_Exercise objective_: Retype the whole listing verbatim and keep the pictures out of it.

_Source material_:
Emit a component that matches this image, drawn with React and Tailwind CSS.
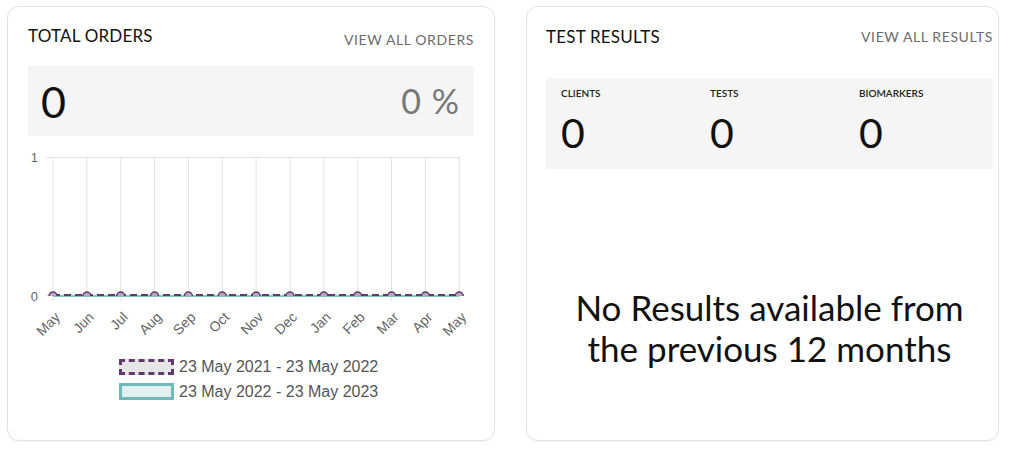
import React from 'react';

const months = ['May', 'Jun', 'Jul', 'Aug', 'Sep', 'Oct', 'Nov', 'Dec', 'Jan', 'Feb', 'Mar', 'Apr', 'May'];

function OrdersChart() {
  const xs = months.map((_, i) => 25 + i * 33.85);
  return (
    <svg width="460" height="205" className="block" style={{ fontFamily: '"Liberation Sans", Arial, sans-serif' }}>
      <defs>
        <clipPath id="plot">
          <rect x="0" y="0" width="460" height="151" />
        </clipPath>
      </defs>
      <line x1="18" y1="12.5" x2="432" y2="12.5" stroke="#e3e3e3" />
      {xs.map((x, i) => (
        <line key={i} x1={x} y1="12" x2={x} y2="156" stroke="#e3e3e3" />
      ))}
      <line x1="18" y1="150.5" x2="25" y2="150.5" stroke="#e3e3e3" />
      <text x="10" y="17" textAnchor="end" fontSize="13" fill="#666">1</text>
      <text x="10" y="155.5" textAnchor="end" fontSize="13" fill="#666">0</text>
      <line x1={xs[0]} y1="151" x2={xs[12]} y2="151" stroke="#86c6c6" strokeWidth="2" />
      <line x1={xs[0]} y1="150" x2={xs[12]} y2="150" stroke="#5f3a6b" strokeWidth="2" strokeDasharray="7 4" />
      <g clipPath="url(#plot)">
        {xs.map((x, i) => (
          <circle key={i} cx={x} cy="151" r="4" fill="#b9a4c2" stroke="#5f3a6b" strokeWidth="1.5" />
        ))}
      </g>
      {months.map((m, i) => (
        <text
          key={i}
          x={xs[i] + 8}
          y="173"
          textAnchor="end"
          fontSize="14"
          fill="#666"
          transform={`rotate(-45 ${xs[i] + 8} 173)`}
        >
          {m}
        </text>
      ))}
    </svg>
  );
}

function TotalOrders() {
  return (
    <div className="w-[488px] h-[435px] rounded-[12px] border border-[#e2e2e2] bg-white px-[20px] shadow-[0_1px_2px_rgba(0,0,0,0.04)]">
      <div className="flex items-start justify-between pt-[19px]">
        <h2 className="text-[17px] leading-[20px] text-[#111] tracking-[0.2px]">TOTAL ORDERS</h2>
        <a className="mt-[5px] text-[14px] leading-[18px] text-[#6b6b6b] tracking-[0.6px]">VIEW ALL ORDERS</a>
      </div>
      <div className="mt-[17px] h-[70px] bg-[#f5f5f5] flex items-center justify-between pl-[13px] pr-[14px]">
        <span className="text-[43px] leading-none text-[#111]">0</span>
        <span className="text-[34px] leading-none text-[#777] tracking-[1px]">0 %</span>
      </div>
      <div className="mt-[9px]">
        <OrdersChart />
      </div>
      <div className="mt-[7px] flex flex-col gap-[6px] pl-[91px] text-[16px] leading-[19px] text-[#555]" style={{ fontFamily: '"Liberation Sans", Arial, sans-serif' }}>
        <div className="flex items-center gap-[5px]">
          <span className="w-[55px] h-[16px] bg-[#e6e6e6] border-[3px] border-dashed border-[#5f3a6b]" />
          <span>23 May 2021 - 23 May 2022</span>
        </div>
        <div className="flex items-center gap-[5px]">
          <span className="w-[55px] h-[17px] bg-[#e1f1f2] border-[3px] border-[#6fb9b9]" />
          <span>23 May 2022 - 23 May 2023</span>
        </div>
      </div>
    </div>
  );
}

function Stat({ label }) {
  return (
    <div className="pl-[15px] pt-[8px]">
      <div className="text-[10px] leading-[14px] font-semibold text-[#222]">{label}</div>
      <div className="mt-[12px] text-[41px] leading-none text-[#111]">0</div>
    </div>
  );
}

function TestResults() {
  return (
    <div className="w-[473px] h-[435px] rounded-[12px] border border-[#e2e2e2] bg-white pl-[19px] pr-[5px] shadow-[0_1px_2px_rgba(0,0,0,0.04)]">
      <div className="flex items-start justify-between pt-[20px]">
        <h2 className="text-[17px] leading-[20px] text-[#111] tracking-[0.2px]">TEST RESULTS</h2>
        <a className="mt-[1px] text-[14px] leading-[18px] text-[#6b6b6b] tracking-[0.6px]">VIEW ALL RESULTS</a>
      </div>
      <div className="mt-[31px] h-[91px] bg-[#f5f5f5] grid grid-cols-3">
        <Stat label="CLIENTS" />
        <Stat label="TESTS" />
        <Stat label="BIOMARKERS" />
      </div>
      <p className="mt-[118px] text-center text-[35px] leading-[41px] text-[#111]">
        No Results available from
        <br />
        the previous 12 months
      </p>
    </div>
  );
}

export default function App() {
  return (
    <div className="w-[1024px] h-[451px] bg-white flex gap-[31px] pl-[7px] pt-[6px]" style={{ fontFamily: 'Lato, "Open Sans", sans-serif' }}>
      <TotalOrders />
      <TestResults />
    </div>
  );
}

_Exercise result_:
Emit a component that matches this image, drawn with React and Tailwind CSS.
import React from 'react';

const months = ['May', 'Jun', 'Jul', 'Aug', 'Sep', 'Oct', 'Nov', 'Dec', 'Jan', 'Feb', 'Mar', 'Apr', 'May'];

function OrdersChart() {
  const xs = months.map((_, i) => 25 + i * 33.85);
  return (
    <svg width="460" height="205" className="block" style={{ fontFamily: '"Liberation Sans", Arial, sans-serif' }}>
      <defs>
        <clipPath id="plot">
          <rect x="0" y="0" width="460" height="151" />
        </clipPath>
      </defs>
      <line x1="18" y1="12.5" x2="432" y2="12.5" stroke="#e3e3e3" />
      {xs.map((x, i) => (
        <line key={i} x1={x} y1="12" x2={x} y2="156" stroke="#e3e3e3" />
      ))}
      <line x1="18" y1="150.5" x2="25" y2="150.5" stroke="#e3e3e3" />
      <text x="10" y="17" textAnchor="end" fontSize="13" fill="#666">1</text>
      <text x="10" y="155.5" textAnchor="end" fontSize="13" fill="#666">0</text>
      <line x1={xs[0]} y1="151" x2={xs[12]} y2="151" stroke="#86c6c6" strokeWidth="2" />
      <line x1={xs[0]} y1="150" x2={xs[12]} y2="150" stroke="#5f3a6b" strokeWidth="2" strokeDasharray="7 4" />
      <g clipPath="url(#plot)">
        {xs.map((x, i) => (
          <circle key={i} cx={x} cy="151" r="4" fill="#b9a4c2" stroke="#5f3a6b" strokeWidth="1.5" />
        ))}
      </g>
      {months.map((m, i) => (
        <text
          key={i}
          x={xs[i] + 8}
          y="173"
          textAnchor="end"
          fontSize="14"
          fill="#666"
          transform={`rotate(-45 ${xs[i] + 8} 173)`}
        >
          {m}
        </text>
      ))}
    </svg>
  );
}

function TotalOrders() {
  return (
    <div className="w-[488px] h-[435px] rounded-[12px] border border-[#e2e2e2] bg-white px-[20px] shadow-[0_1px_2px_rgba(0,0,0,0.04)]">
      <div className="flex items-start justify-between pt-[19px]">
        <h2 className="text-[17px] leading-[20px] text-[#111] tracking-[0.2px]">TOTAL ORDERS</h2>
        <a className="mt-[5px] text-[14px] leading-[18px] text-[#6b6b6b] tracking-[0.6px]">VIEW ALL ORDERS</a>
      </div>
      <div className="mt-[17px] h-[70px] bg-[#f5f5f5] flex items-center justify-between pl-[13px] pr-[14px]">
        <span className="text-[43px] leading-none text-[#111]">0</span>
        <span className="text-[34px] leading-none text-[#777] tracking-[1px]">0 %</span>
      </div>
      <div className="mt-[9px]">
        <OrdersChart />
      </div>
      <div className="mt-[7px] flex flex-col gap-[6px] pl-[91px] text-[16px] leading-[19px] text-[#555]" style={{ fontFamily: '"Liberation Sans", Arial, sans-serif' }}>
        <div className="flex items-center gap-[5px]">
          <span className="w-[55px] h-[16px] bg-[#e6e6e6] border-[3px] border-dashed border-[#5f3a6b]" />
          <span>23 May 2021 - 23 May 2022</span>
        </div>
        <div className="flex items-center gap-[5px]">
          <span className="w-[55px] h-[17px] bg-[#e1f1f2] border-[3px] border-[#6fb9b9]" />
          <span>23 May 2022 - 23 May 2023</span>
        </div>
      </div>
    </div>
  );
}

function Stat({ label }) {
  return (
    <div className="pl-[15px] pt-[8px]">
      <div className="text-[10px] leading-[14px] font-semibold text-[#222]">{label}</div>
      <div className="mt-[12px] text-[41px] leading-none text-[#111]">0</div>
    </div>
  );
}

function TestResults() {
  return (
    <div className="w-[473px] h-[435px] rounded-[12px] border border-[#e2e2e2] bg-white pl-[19px] pr-[5px] shadow-[0_1px_2px_rgba(0,0,0,0.04)]">
      <div className="flex items-start justify-between pt-[20px]">
        <h2 className="text-[17px] leading-[20px] text-[#111] tracking-[0.2px]">TEST RESULTS</h2>
        <a className="mt-[1px] text-[14px] leading-[18px] text-[#6b6b6b] tracking-[0.6px]">VIEW ALL RESULTS</a>
      </div>
      <div className="mt-[31px] h-[91px] bg-[#f5f5f5] grid grid-cols-3">
        <Stat label="CLIENTS" />
        <Stat label="TESTS" />
        <Stat label="BIOMARKERS" />
      </div>
      <p className="mt-[118px] text-center text-[35px] leading-[41px] text-[#111]">
        No Results available from
        <br />
        the previous 12 months
      </p>
    </div>
  );
}

export default function App() {
  return (
    <div className="w-[1024px] h-[451px] bg-white flex gap-[31px] pl-[7px] pt-[6px]" style={{ fontFamily: 'Lato, "Open Sans", sans-serif' }}>
      <TotalOrders />
      <TestResults />
    </div>
  );
}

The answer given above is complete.